I agree, Tyson. Writing style is dependent on genre. I like to do this kind of exercise with my students, too, but with a selection of excerpts that are all from newspapers. Try this sometime: Take topically-similar articles from the front page news (like your #5 above) vs. a column (shows an educated, personal opinion) vs. an entertainment piece or critique written in casual language like spoken English. From there I sometimes go on to compare two columns to find out if the writers agree or not and what arguments they use, etc., etc. — but that’s another story.

eflnotes

thanks yson, i like the activity and you highlight a problem i see with students a lot where they don’t critically evaluate sources they read, activities helping them to identify styles is one good way to help them develop evaluations skills.

the problem you mention of building up a stock of such materials made me have a quick look to see what’s available online, the FLAX database could be a potential source as you can browse examples by genre http://flax.nzdl.org/greenstone3/flax?a=b&rt=r&s=ClassifierBrowse&c=BAWELS&cl=CL1&if=&cls=.

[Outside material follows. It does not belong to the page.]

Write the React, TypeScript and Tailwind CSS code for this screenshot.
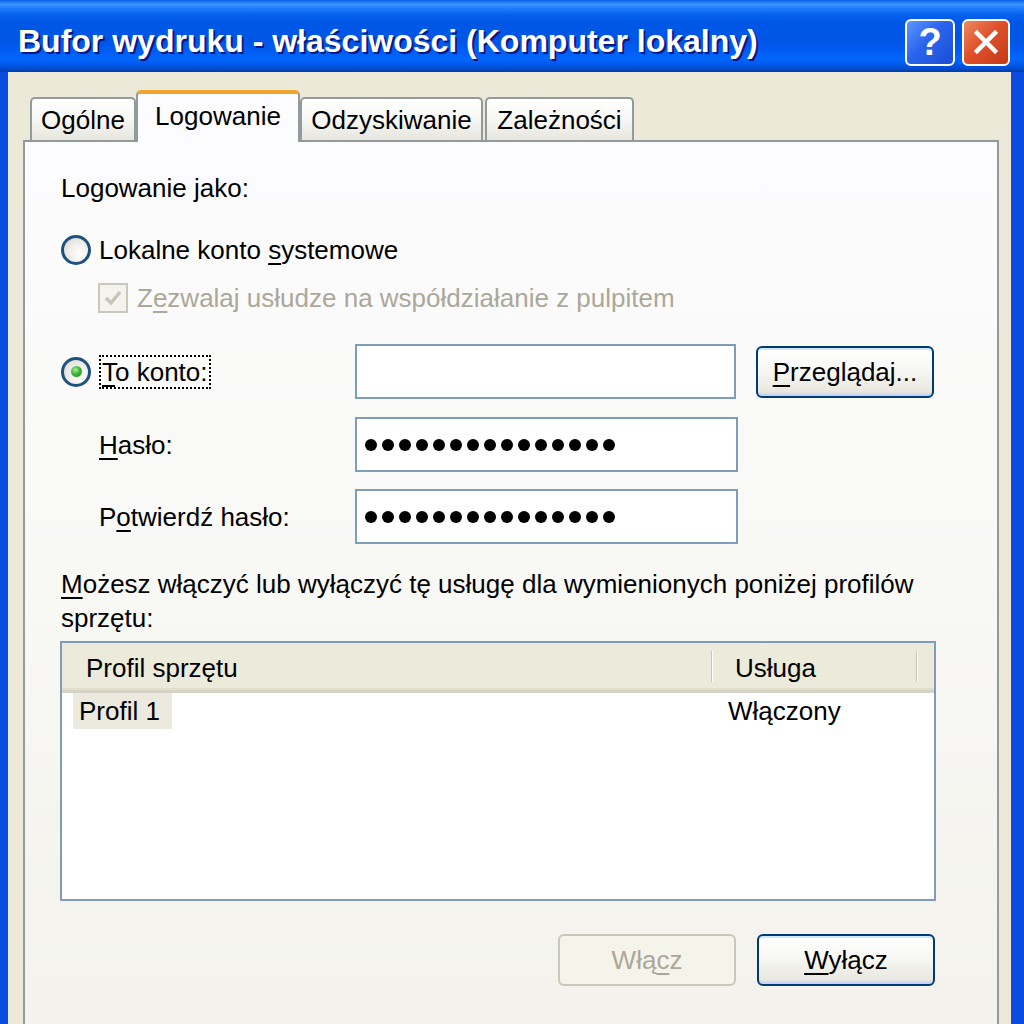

the examples (admittedly specialised) can also be looked at via wordlist/adjectives/noun/preposition/verb so an activity where you asked students to count the differences between three genres could be a possibility?

ta
mura

Joan Bartel

I don’t have an up-to-date one. I was trying to put one together about Depardieu’s change in citizenship — thought that might make an interesting question (Would you change your citizienship for money?). But the front page news wasn’t written distinctly as an old-journalism-style “5 W-questions” story, so the contrast to the commentary (Heather Mallick’s column) wasn’t great.